Jeff Hirst

Personal information
- Full name: Jeffrey Hirst
- Born: 22 December 1963 (age 61) Montreal, Quebec, Canada

Sport
- Sport: Diving
- Club: University of Toronto

Achievements and titles
- Olympic finals: 1988
- Regional finals: 1987
- National finals: 1988
- Commonwealth finals: 1982, 1986

= Jeff Hirst =

Canadian diver (born 1963)

Jeffrey Hirst (born 22 December 1963) is a Canadian diver. He competed in the men's 10 metre platform event at the 1988 Summer Olympics. He also competed at the 1982 and 1986 Commonwealth Games, as well as the 1983, 1985 and 1987 Summer Universiades. In 2002, Hirst was inducted into the University of Toronto Sports Hall of Fame.

==Career==
Hirst has dived for the University of Toronto. In 1981, he won the under-17s one metre platform event at the Canadian Championships. He also came second in the three metre platform and tower events. He came second in the 3 metre platform event at the 1982 Canadian Championships. As a result, he qualified for the 1982 Commonwealth Games. In the same year, he came third in the 10 metre tower competition at an invitational event in Brno, Czechoslovakia. He was the only Canadian medallist at the meeting. He finished eighth in the 10 metre platform event at the 1983 Summer Universiade. He came second in the 10 metre tower event at the 1985 Canadian Championships, having led the event for a time. As a result, he qualified for the event at the 1985 Summer Universiade.

In 1986, he won the 3 metre event at the Canadian Inter-University Athletic Union Swimming Championship, and came fifth in the 10 metre platform event at the 1986 Commonwealth Games. In 1987, he competed in the 10 metres event at the Pan American Games, and the 3 metres and 10 metres events at the Summer Universiade. That year, he also came second in the tower events at the Canadian Championships.

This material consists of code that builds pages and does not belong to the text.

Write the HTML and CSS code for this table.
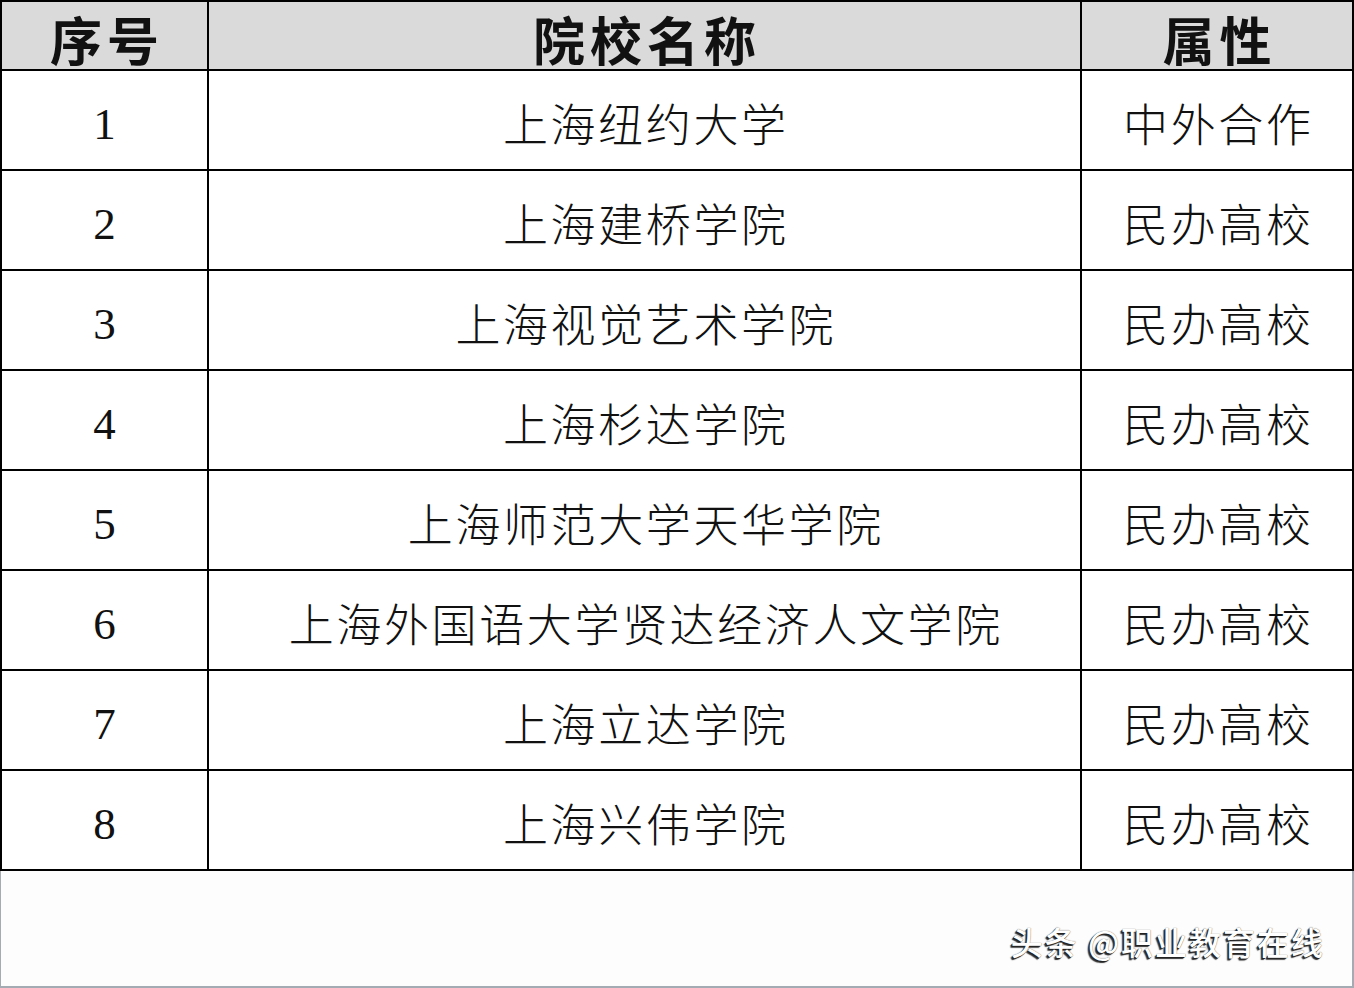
FILE: index.html
```html
<!DOCTYPE html>
<html lang="zh-CN">
<head>
<meta charset="utf-8">
<title>上海民办高校</title>
<link rel="stylesheet" href="styles.css">
</head>
<body>
<div class="page">
  <div class="grid">
    <div class="cell head">序号</div>
    <div class="cell head">院校名称</div>
    <div class="cell head">属性</div>

    <div class="cell num">1</div>
    <div class="cell name">上海纽约大学</div>
    <div class="cell name">中外合作</div>

    <div class="cell num">2</div>
    <div class="cell name">上海建桥学院</div>
    <div class="cell name">民办高校</div>

    <div class="cell num">3</div>
    <div class="cell name">上海视觉艺术学院</div>
    <div class="cell name">民办高校</div>

    <div class="cell num">4</div>
    <div class="cell name">上海杉达学院</div>
    <div class="cell name">民办高校</div>

    <div class="cell num">5</div>
    <div class="cell name">上海师范大学天华学院</div>
    <div class="cell name">民办高校</div>

    <div class="cell num">6</div>
    <div class="cell name">上海外国语大学贤达经济人文学院</div>
    <div class="cell name">民办高校</div>

    <div class="cell num">7</div>
    <div class="cell name">上海立达学院</div>
    <div class="cell name">民办高校</div>

    <div class="cell num">8</div>
    <div class="cell name">上海兴伟学院</div>
    <div class="cell name">民办高校</div>
  </div>
  <div class="footer">
    <span class="mark">头条 @职业教育在线</span>
  </div>
</div>
</body>
</html>
```

FILE: styles.css
```css
html, body {
  margin: 0;
  padding: 0;
  background: #ffffff;
}

.page {
  width: 1354px;
  height: 988px;
  display: flex;
  flex-direction: column;
  overflow: hidden;
}

.grid {
  display: grid;
  grid-template-columns: 205px 871px 270px;
  grid-template-rows: 67px repeat(8, 98px);
  gap: 2px;
  padding: 2px;
  background: #000000;
  width: 1354px;
  box-sizing: border-box;
}

.cell {
  background: #ffffff;
  display: flex;
  align-items: center;
  justify-content: center;
  color: #111111;
}

.head {
  background: #dadada;
  font-family: "Noto Sans CJK SC", sans-serif;
  font-weight: 700;
  font-size: 52px;
  letter-spacing: 5px;
  text-indent: 5px;
  padding-top: 6px;
  box-sizing: border-box;
}

.num {
  font-family: "Liberation Serif", serif;
  font-size: 45px;
  padding-top: 8px;
  box-sizing: border-box;
}

.name {
  font-family: "Noto Sans CJK SC", sans-serif;
  font-weight: 300;
  font-size: 45px;
  letter-spacing: 2.6px;
  text-indent: 2.6px;
  padding-top: 4px;
  box-sizing: border-box;
}

.footer {
  flex: 1;
  background: #fdfdfd;
  border-left: 1px solid #a4abb2;
  border-right: 2px solid #a4abb2;
  border-bottom: 2px solid #a4abb2;
  display: flex;
  justify-content: flex-end;
  align-items: flex-end;
  padding: 0 27px 22px 0;
}

.mark {
  font-family: "Noto Sans CJK SC", sans-serif;
  font-size: 32px;
  font-weight: 500;
  color: #ffffff;
  letter-spacing: 2px;
  text-shadow: -1px 1px 0 #222, -2px 2px 1px #333, 0 0 1px #444;
}
```
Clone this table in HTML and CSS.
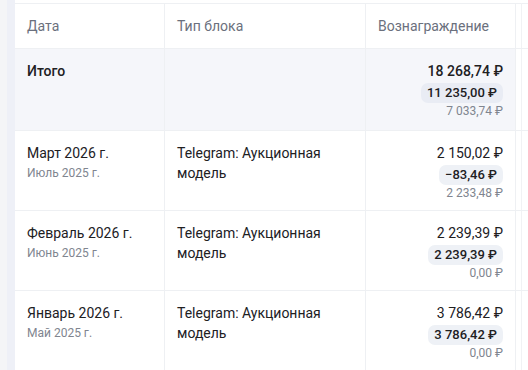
FILE: index.html
```html
<!DOCTYPE html>
<html lang="ru">
<head>
<meta charset="utf-8">
<link rel="stylesheet" href="styles.css">
</head>
<body>
<div class="page">
  <div class="stripe-a"></div>
  <div class="stripe-b"></div>
  <div class="wrap">
    <table class="tbl">
      <thead>
        <tr>
          <th class="c1">Дата</th>
          <th class="c2">Тип блока</th>
          <th class="c3">Вознаграждение</th>
          <th class="c4"></th>
          <th class="c5"></th>
        </tr>
      </thead>
      <tbody>
        <tr class="total">
          <td class="c1"><b>Итого</b></td>
          <td class="c2"></td>
          <td class="c3 num">
            <div class="amt bold">18&nbsp;268,74&nbsp;₽</div>
            <div class="badge-row"><span class="badge">11&nbsp;235,00&nbsp;₽</span></div>
            <div class="sub">7&nbsp;033,74&nbsp;₽</div>
          </td>
          <td class="c4"></td>
          <td class="c5"></td>
        </tr>
        <tr>
          <td class="c1"><div class="date">Март 2026 г.</div><div class="sub">Июль 2025 г.</div></td>
          <td class="c2">Telegram: Аукционная модель</td>
          <td class="c3 num">
            <div class="amt">2&nbsp;150,02&nbsp;₽</div>
            <div class="badge-row"><span class="badge">−83,46&nbsp;₽</span></div>
            <div class="sub">2&nbsp;233,48&nbsp;₽</div>
          </td>
          <td class="c4"></td>
          <td class="c5"></td>
        </tr>
        <tr>
          <td class="c1"><div class="date">Февраль 2026 г.</div><div class="sub">Июнь 2025 г.</div></td>
          <td class="c2">Telegram: Аукционная модель</td>
          <td class="c3 num">
            <div class="amt">2&nbsp;239,39&nbsp;₽</div>
            <div class="badge-row"><span class="badge">2&nbsp;239,39&nbsp;₽</span></div>
            <div class="sub">0,00&nbsp;₽</div>
          </td>
          <td class="c4"></td>
          <td class="c5"></td>
        </tr>
        <tr>
          <td class="c1"><div class="date">Январь 2026 г.</div><div class="sub">Май 2025 г.</div></td>
          <td class="c2">Telegram: Аукционная модель</td>
          <td class="c3 num">
            <div class="amt">3&nbsp;786,42&nbsp;₽</div>
            <div class="badge-row"><span class="badge">3&nbsp;786,42&nbsp;₽</span></div>
            <div class="sub">0,00&nbsp;₽</div>
          </td>
          <td class="c4"></td>
          <td class="c5"></td>
        </tr>
      </tbody>
    </table>
  </div>
</div>
</body>
</html>
```

FILE: styles.css
```css
html, body {
  margin: 0;
  padding: 0;
  background: #ffffff;
}
body {
  font-family: "Roboto", "Noto Sans", sans-serif;
  font-size: 14px;
  color: #21201f;
  width: 528px;
  height: 370px;
  overflow: hidden;
}
.page {
  display: flex;
  height: 370px;
}
.stripe-a {
  width: 7px;
  flex: none;
  background: #f4f5f7;
}
.stripe-b {
  width: 8px;
  flex: none;
  background: #eef0f7;
}
.wrap {
  flex: 1;
  padding-top: 3px;
  overflow: hidden;
}
.tbl {
  border-collapse: collapse;
  table-layout: fixed;
  width: 513px;
  border-top: 1px solid #eef0f3;
}
.tbl th, .tbl td {
  padding: 12px 12px 9px;
  text-align: left;
  vertical-align: top;
  line-height: 20px;
  border-bottom: 1px solid #eef0f3;
}
.tbl th {
  font-weight: 400;
  color: #6b707d;
  padding-top: 12px;
  padding-bottom: 12px;
  height: 20px;
}
.c1 { width: 125px; border-right: 1px solid #eef0f3; }
.c2 { width: 176px; border-right: 1px solid #eef0f3; }
.c3 { width: 125px; border-right: 1px solid #eef0f3; }
.tbl .c4 { width: 5px; padding: 0; border-right: 1px solid #f1f2f4; }
.tbl .c5 { padding: 0; }
.num { text-align: right !important; }
.total td {
  background: #f5f6fa;
  padding-top: 12px;
  padding-bottom: 11px;
}
.total .c4, .total .c5 { background: #ffffff; }
.tbl td { height: 57px; }
.tbl .total td { height: 57px; }
b, .bold { font-weight: 500; }
.amt { line-height: 20px; }
.badge-row { margin-top: 1px; line-height: 20px; }
.badge {
  display: inline-block;
  background: #eef1f6;
  border-radius: 7px;
  padding: 0 6px;
  font-size: 13px;
  font-weight: 500;
  line-height: 20px;
}
.total .badge { background: #e9ecf4; }
.sub {
  font-size: 12px;
  color: #80858f;
  line-height: 16px;
}
.date { line-height: 20px; margin-bottom: 2px; }
```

In 1988, Hirst won the 10 metre platform event at the Canadian Championships. He competed at the Championships despite having fractured his thumb five weeks beforehand, and as a result of his victory, he was selected for the men's 10 metre platform event at the 1988 Summer Olympics. He finished 20th overall at the Games.

==Post-career==
After retiring, Hirst worked as a personal trainer, and set up a company Training Zone Fitness Consultants Inc. In 2002, Hirst was inducted into the University of Toronto Sports Hall of Fame.

==Personal life==
Hirst's wife Anna Dacyshyn was also a diver, who was inducted into the University of Toronto Sports Hall of Fame in 2010.